On This Day in Football. The Battle of Santiago in the World Cup 1962
The Battle of Santiago is the name given to the match Chile – Italy in the World Cup 1962.
Before the World Cup two Italian journalist, Antonio Ghirelli and Corrado Pizzinelli wrote a bad article about the situation in Santiago, the capital of Chile.
They wrote that Chile was similar to some places in Asia or Africa, call the Chileans “regressed”.
The reaction was strong: the newspaper El Clarín wrote “World War”, Revista Estadio wrote that “there is poverty in the south of Italy too, but we prefer to speak about Venice or Florence”.
Coming back to football, Chileans didn’t like the presence of “oriundi” (Argentinian player became Italian) in the Italian national team, because of the bad relationship that Chile had with Argentina.
Chile was angry for the draw too because in the Group they had to play against West Germany and Italy, two really strong European national teams.
The Battle of Santiago: 2 June 1962 with 66’000 people against Italy
The referee was the English Aston
The match started and after 8 minutes the Italian player Ferrini was expelled. He didn’t want to go away and the police had to take him outside the ground.
In the fight against Chileans and Italians players, Leonel Sánchez punches the “oriundo” Maschio, breaking his nose. Without substitutions admitted, Italy had to play with 10 men and 1 injuried.

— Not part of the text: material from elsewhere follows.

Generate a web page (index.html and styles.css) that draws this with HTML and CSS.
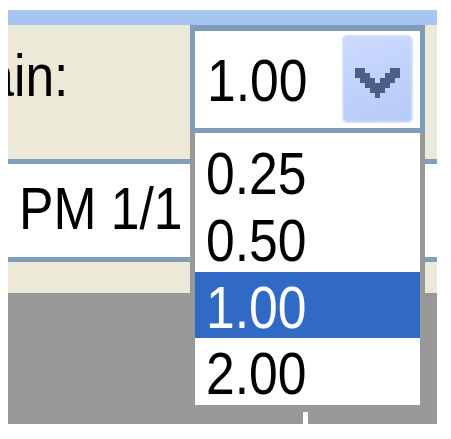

At every referee whistles, the players started to argue with him.
Minute 38′, the Italian player David made a foul against Sanchez, he punched him but the referee didn’t give the red card.
So after 3 minutes, David made his personal revenge, giving a flying kick to Sanchez. This time the referee sent the Italian off.
With 9 players, 1 injured, Italy arrive at minute 74′ with the result 0-0, but Ramirez and Toro in the last 15 minutes of the game made 2 goals and Chile won 2-0 the match.
Reactions after the match
The match was famously introduced by BBC sports commentator David Coleman as: “the most stupid, appalling, disgusting and disgraceful exhibition of football, possibly in the history of the game.”
In Milan, the police had to watch over the Chilean’s embassy for some days.
Fortunately, there were no other matches like this in the World Cup history.